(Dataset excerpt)

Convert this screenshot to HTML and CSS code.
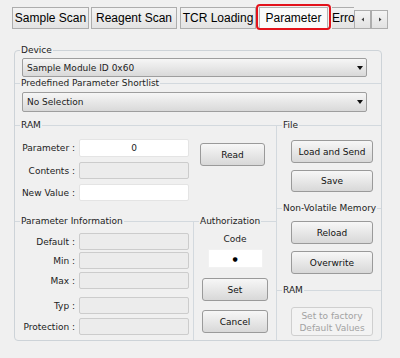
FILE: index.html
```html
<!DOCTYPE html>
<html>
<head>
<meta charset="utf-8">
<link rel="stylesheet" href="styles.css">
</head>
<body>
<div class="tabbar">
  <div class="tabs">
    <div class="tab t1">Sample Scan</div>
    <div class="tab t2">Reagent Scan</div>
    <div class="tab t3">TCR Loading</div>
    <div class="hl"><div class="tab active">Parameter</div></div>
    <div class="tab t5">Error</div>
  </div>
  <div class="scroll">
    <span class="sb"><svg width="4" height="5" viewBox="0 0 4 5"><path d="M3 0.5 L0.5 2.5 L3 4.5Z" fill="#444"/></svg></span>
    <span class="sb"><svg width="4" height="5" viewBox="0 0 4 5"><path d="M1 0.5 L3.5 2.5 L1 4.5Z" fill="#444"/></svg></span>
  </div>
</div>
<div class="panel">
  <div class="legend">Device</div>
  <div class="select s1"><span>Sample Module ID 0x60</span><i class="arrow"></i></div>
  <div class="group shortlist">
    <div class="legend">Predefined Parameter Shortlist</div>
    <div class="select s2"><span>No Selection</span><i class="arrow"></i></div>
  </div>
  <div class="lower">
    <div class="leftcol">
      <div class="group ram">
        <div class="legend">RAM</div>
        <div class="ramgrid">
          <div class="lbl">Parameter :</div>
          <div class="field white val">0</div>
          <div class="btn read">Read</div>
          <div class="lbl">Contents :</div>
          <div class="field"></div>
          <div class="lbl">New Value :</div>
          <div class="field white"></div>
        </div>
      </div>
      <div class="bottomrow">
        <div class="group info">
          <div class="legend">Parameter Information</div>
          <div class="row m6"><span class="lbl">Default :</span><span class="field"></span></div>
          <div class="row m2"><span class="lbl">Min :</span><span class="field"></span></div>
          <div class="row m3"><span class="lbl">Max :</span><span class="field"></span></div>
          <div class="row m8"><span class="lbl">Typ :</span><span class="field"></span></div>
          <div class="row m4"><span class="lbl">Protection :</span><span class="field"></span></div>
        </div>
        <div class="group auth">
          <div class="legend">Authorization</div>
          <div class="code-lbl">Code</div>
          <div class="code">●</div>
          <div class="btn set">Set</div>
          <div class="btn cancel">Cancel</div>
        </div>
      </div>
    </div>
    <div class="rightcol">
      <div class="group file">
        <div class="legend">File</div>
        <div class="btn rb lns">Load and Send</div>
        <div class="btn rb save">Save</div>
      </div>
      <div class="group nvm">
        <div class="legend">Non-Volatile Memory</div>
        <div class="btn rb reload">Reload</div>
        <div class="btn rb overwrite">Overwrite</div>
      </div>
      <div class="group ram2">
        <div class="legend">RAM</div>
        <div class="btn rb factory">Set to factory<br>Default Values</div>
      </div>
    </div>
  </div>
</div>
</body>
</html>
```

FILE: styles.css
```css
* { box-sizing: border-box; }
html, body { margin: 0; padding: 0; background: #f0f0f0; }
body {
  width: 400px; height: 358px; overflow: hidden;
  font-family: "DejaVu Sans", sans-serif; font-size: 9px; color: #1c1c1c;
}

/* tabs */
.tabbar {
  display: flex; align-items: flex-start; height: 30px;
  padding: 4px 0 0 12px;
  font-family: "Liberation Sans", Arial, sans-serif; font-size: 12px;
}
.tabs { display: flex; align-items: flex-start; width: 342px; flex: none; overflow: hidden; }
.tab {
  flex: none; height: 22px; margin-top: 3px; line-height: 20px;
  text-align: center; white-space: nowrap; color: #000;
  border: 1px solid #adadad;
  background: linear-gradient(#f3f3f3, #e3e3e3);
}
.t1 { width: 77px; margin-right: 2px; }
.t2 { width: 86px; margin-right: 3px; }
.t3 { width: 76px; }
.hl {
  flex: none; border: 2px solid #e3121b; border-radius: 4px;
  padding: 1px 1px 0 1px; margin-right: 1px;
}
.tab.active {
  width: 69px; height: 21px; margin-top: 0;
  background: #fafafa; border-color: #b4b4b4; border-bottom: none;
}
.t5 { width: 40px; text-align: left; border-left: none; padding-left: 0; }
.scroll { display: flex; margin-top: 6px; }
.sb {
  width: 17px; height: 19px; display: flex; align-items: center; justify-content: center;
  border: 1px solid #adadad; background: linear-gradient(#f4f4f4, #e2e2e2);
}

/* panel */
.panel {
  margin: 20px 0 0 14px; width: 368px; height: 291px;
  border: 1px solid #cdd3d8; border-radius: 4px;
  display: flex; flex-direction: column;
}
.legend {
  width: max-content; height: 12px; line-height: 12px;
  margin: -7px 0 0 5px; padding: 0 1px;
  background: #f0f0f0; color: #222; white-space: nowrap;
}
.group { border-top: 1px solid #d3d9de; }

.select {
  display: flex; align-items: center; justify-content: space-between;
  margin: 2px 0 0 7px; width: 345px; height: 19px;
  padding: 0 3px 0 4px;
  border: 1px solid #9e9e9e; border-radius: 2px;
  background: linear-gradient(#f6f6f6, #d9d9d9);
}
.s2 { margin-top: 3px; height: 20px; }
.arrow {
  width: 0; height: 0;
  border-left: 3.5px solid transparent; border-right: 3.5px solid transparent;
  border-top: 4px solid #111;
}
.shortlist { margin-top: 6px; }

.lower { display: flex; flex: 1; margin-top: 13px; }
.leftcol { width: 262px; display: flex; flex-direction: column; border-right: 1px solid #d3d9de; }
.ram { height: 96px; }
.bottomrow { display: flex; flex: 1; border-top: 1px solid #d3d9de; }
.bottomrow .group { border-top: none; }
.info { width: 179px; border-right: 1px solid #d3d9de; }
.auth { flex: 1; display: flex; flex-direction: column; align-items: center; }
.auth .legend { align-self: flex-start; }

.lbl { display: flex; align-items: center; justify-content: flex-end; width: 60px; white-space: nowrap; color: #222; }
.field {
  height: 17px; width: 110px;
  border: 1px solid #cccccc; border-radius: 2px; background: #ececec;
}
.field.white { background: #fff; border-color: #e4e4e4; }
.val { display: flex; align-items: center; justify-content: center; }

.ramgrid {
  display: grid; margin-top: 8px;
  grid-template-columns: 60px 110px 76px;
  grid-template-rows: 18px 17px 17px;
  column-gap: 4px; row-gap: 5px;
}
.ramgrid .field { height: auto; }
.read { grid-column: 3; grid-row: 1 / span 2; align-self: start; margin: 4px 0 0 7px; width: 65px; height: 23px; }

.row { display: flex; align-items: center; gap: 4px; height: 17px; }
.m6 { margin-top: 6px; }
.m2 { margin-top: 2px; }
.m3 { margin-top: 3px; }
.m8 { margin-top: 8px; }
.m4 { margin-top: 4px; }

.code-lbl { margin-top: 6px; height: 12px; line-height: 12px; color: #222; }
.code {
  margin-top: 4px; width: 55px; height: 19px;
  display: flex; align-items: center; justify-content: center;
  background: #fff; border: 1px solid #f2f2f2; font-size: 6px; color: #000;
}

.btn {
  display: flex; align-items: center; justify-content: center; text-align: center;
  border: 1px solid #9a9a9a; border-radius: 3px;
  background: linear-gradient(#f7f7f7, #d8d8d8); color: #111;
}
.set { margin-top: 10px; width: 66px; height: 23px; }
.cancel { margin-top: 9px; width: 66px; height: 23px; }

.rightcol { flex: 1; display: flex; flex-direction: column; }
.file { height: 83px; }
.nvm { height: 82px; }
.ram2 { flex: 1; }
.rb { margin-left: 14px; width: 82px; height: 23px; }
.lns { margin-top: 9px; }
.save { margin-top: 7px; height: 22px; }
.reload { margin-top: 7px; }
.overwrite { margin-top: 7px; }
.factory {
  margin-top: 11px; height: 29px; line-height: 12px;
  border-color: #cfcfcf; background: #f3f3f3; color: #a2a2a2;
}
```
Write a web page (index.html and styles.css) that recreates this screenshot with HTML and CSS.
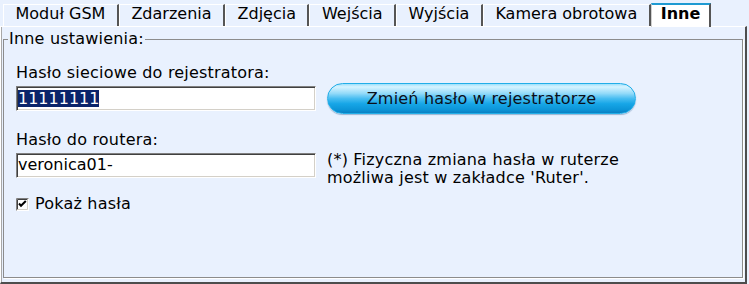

* **Written instruction**
Output nothing but the number of lines in the data containing the string "this".

* **Final result**
2